Die Beschlusskammer 4 der Bundesnetzagentur hat ein Konsultationsverfahren für ein Eckpunktepapier für die Festlegung der kalkulatorischen Fremdkapitalzinssatz gestartet. Die Frist für die Konsultation läuft bis zum 28.04.23.


Hintergrund für das Eckpunktepapier ist, dass Verteilernetzbetreiber - insbesondere seit dem inflationsbedingten starken EZB-Zinsanstiegs - bemängeln, dass mit Investitionen in die Verteilnetze derzeit keine marktgerechte Rendite erwirtschaftet werden kann und mehr Anreize geschaffen werden müssen, damit die für die Energiewende und Umsetzung der Klimaneutralität erforderlichen umfangreichen Investitionen auch finanziert und tatsächlich umgesetzt werden können.

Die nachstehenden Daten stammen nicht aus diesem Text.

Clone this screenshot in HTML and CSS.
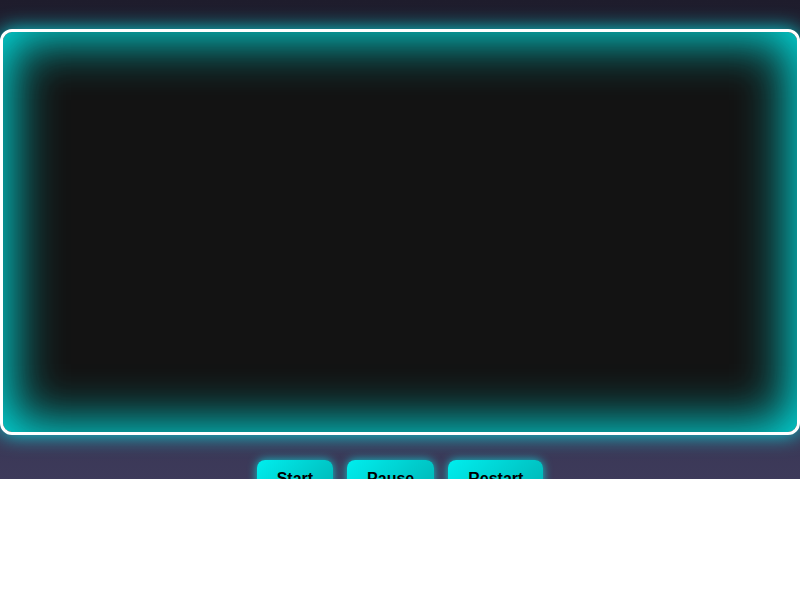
FILE: index.html
```html
<!DOCTYPE html>
<html lang="en">
<head>
<meta charset="utf-8">
<title>Game</title>
<link rel="stylesheet" href="styles.css">
</head>
<body>
<div class="stage">
  <div class="board"></div>
  <div class="controls">
    <button class="btn">Start</button>
    <button class="btn">Pause</button>
    <button class="btn">Restart</button>
  </div>
</div>
</body>
</html>
```
FILE: styles.css
```css
html, body {
  margin: 0;
  padding: 0;
  background: #ffffff;
}

.stage {
  height: 479px;
  overflow: hidden;
  background: linear-gradient(180deg, #1e1c2c 0%, #3d3a5a 100%);
  padding-top: 29px;
  box-sizing: border-box;
  font-family: "Liberation Sans", Arial, sans-serif;
}

/* play field with neon rim */
.board {
  height: 400px;
  border: 3px solid #ffffff;
  border-radius: 12px;
  background: #131313;
  box-shadow: 0 0 20px rgba(0, 255, 255, 0.8), inset 0 0 50px 8px #00e0e0;
}

.controls {
  display: flex;
  justify-content: center;
  gap: 14px;
  margin-top: 25px;
}

.btn {
  font-family: "Liberation Sans", Arial, sans-serif;
  font-size: 16px;
  font-weight: bold;
  color: #000000;
  padding: 10px 20px;
  border: none;
  border-radius: 8px;
  background: linear-gradient(135deg, #00eeee 0%, #00b4b4 100%);
  box-shadow: 0 0 10px rgba(0, 255, 255, 0.7);
}
```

Aufgrund des Vergangenheitsbezugs der für Investitionen anzuwendenden Zinssätze (Durchschnitt der letzten zehn Jahre zum Stand des Basisjahres) kommt es zu einer erheblichen Diskrepanz zwischen den für Investitionen bisher geltenden Zinssätzen und den aktuell am Markt anzutreffenden Zinsbedingungen. Die über die Regulierung zugestandenen Zinssätze liegen erheblich unter den aktuell an den Finanzmärkten realisierten Zinskonditionen und den bei Investitionsmaßnahmen von Banken geforderten Fremdkapitalzinssätzen.

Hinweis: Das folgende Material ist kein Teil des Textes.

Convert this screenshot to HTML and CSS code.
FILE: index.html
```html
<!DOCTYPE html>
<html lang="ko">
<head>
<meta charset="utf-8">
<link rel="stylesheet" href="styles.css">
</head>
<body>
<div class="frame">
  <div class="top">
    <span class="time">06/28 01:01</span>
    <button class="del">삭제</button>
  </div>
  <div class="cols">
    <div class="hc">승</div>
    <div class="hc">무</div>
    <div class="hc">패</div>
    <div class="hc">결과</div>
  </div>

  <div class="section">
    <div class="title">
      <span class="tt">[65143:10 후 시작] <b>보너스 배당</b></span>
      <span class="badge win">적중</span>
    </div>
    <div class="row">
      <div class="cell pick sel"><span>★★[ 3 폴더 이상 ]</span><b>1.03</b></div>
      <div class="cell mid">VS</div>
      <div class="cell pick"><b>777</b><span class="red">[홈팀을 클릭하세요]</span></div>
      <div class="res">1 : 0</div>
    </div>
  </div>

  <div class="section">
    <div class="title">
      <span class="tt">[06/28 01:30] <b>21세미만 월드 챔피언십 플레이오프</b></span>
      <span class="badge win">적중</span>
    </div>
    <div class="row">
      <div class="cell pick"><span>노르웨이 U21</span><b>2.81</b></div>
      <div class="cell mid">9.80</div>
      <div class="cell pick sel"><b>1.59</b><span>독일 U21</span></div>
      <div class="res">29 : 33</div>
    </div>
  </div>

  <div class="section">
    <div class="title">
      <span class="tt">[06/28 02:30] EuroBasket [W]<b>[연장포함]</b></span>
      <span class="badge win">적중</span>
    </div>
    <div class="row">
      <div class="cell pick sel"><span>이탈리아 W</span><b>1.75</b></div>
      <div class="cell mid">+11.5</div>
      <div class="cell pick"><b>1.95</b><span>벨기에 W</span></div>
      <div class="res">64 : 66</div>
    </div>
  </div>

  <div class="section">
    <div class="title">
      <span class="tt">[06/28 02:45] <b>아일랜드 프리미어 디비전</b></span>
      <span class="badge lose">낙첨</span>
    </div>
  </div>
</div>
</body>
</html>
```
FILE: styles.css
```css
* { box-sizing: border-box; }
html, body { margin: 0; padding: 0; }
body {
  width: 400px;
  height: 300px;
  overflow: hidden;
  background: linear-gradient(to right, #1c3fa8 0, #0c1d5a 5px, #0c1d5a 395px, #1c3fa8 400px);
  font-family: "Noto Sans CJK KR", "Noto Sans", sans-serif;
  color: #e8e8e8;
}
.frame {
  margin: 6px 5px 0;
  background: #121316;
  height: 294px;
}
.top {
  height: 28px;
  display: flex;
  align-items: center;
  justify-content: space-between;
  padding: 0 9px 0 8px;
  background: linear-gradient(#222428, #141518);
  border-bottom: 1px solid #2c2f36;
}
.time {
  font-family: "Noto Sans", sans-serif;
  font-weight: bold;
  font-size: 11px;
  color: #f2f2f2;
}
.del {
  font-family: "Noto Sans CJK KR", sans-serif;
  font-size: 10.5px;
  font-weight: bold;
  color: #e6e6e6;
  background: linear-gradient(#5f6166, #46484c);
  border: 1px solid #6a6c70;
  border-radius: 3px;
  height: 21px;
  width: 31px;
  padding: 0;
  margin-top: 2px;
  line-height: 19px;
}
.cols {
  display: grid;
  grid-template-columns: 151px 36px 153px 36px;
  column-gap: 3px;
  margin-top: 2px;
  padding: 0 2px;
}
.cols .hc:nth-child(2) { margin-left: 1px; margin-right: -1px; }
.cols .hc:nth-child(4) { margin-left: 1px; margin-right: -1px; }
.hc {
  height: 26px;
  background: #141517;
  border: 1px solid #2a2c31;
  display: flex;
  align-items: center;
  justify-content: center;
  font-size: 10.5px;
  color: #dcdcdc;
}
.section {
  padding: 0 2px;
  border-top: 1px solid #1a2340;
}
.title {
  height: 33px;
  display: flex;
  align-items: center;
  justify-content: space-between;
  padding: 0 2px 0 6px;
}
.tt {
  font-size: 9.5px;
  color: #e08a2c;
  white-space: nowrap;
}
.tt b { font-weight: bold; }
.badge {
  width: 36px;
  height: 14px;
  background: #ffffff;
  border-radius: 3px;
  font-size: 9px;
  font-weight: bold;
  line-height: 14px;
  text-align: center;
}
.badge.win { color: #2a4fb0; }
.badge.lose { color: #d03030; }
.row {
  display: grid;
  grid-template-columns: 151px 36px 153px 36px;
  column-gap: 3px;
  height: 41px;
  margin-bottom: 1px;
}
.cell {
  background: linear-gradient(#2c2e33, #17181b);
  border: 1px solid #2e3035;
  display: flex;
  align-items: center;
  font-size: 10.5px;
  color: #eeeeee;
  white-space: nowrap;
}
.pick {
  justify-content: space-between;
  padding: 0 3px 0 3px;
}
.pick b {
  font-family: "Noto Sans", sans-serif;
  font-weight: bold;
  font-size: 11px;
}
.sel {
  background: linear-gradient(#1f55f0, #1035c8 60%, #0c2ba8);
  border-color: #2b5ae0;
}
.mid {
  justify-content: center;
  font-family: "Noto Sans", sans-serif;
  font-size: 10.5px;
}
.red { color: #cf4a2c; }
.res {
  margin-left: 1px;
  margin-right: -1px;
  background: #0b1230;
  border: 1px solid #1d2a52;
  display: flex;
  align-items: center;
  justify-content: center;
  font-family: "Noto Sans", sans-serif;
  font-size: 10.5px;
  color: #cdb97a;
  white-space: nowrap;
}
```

Vor diesem Hintergrund hat der Gesetzgeber mit der letzten EnWG-Novelle im Dezember 2022 in § 118 Abs. 46d EnWG der BNetzA die Möglichkeit eingeräumt, Regelungen für die Bestimmung des kalkulatorischen Fremdkapitalzinssatzes für Verteilernetzbetreiber zu treffen, die von den Vorgaben der StromNEV und GasNEV abweichen. Diese Möglichkeit greift die Bundesnetzagentur nun auf und hat ein Eckpunktepapier für die Festlegung des kalkulatorischen Fremdkapitalzinssatzes im Kapitalkostenabgleich für neue Investitionen gestartet.

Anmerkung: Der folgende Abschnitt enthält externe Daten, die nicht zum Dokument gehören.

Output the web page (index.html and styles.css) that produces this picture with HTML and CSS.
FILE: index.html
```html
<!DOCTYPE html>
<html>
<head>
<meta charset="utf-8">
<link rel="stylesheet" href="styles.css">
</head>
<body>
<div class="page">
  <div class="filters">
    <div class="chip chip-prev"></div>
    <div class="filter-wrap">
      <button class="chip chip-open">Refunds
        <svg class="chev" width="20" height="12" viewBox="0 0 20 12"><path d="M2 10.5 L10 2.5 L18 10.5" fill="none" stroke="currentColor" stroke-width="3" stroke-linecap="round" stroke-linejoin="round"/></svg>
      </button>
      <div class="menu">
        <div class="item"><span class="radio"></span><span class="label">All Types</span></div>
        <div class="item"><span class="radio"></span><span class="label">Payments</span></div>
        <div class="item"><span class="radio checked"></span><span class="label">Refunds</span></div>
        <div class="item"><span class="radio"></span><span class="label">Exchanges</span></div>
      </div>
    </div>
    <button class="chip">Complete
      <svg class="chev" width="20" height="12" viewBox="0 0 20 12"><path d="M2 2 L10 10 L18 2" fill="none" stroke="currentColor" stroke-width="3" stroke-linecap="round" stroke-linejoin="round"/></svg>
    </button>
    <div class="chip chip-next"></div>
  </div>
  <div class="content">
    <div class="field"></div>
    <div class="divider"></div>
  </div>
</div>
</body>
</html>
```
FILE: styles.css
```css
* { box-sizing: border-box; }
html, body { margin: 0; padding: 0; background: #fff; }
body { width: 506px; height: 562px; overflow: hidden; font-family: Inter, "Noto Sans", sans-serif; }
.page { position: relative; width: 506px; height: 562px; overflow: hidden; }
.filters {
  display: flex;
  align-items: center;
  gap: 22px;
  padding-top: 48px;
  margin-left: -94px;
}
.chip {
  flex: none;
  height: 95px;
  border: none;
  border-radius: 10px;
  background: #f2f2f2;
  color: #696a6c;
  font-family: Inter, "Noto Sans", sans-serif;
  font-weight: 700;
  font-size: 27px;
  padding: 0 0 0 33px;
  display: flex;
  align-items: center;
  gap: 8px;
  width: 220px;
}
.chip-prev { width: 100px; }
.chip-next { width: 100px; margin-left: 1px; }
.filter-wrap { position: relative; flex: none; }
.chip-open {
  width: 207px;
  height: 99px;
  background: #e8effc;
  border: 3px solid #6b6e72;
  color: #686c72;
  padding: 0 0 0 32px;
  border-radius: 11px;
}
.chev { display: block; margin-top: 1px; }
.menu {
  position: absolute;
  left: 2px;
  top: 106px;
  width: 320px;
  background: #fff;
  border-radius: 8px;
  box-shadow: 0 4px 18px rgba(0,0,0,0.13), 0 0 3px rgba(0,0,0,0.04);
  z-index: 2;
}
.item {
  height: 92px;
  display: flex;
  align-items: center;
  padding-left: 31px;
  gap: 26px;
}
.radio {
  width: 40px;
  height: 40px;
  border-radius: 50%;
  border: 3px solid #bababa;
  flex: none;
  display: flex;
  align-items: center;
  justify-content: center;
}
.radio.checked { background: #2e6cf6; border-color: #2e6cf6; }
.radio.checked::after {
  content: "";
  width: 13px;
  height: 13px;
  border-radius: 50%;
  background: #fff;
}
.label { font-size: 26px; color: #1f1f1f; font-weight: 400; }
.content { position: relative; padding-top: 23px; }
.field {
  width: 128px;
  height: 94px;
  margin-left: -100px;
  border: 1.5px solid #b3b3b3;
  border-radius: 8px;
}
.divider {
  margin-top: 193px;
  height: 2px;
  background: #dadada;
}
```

Der neue Ansatz für Verteilernetzbetreiber orientiert sich nun am Vorgehen für Übertragungs- und Fernleitungsnetzbetreiber (§ 10a Abs. 7 S. 4-8 ARegV). Dabei wird das arithmetische Mittel der folgenden Umlaufsrenditen bzw. Zinsreihen der Deutschen Bundesbank angewendet:

  1. Umlaufsrenditen inländischer Inhaberschuldverschreibungen — Anleihen von Unternehmen und
  2. Kredite an nichtfinanzielle Kapitalgesellschaften über 1 Million Euro, bei einer anfänglichen Zinsbindung mit einer Laufzeit von über einem Jahr bis zu fünf Jahren.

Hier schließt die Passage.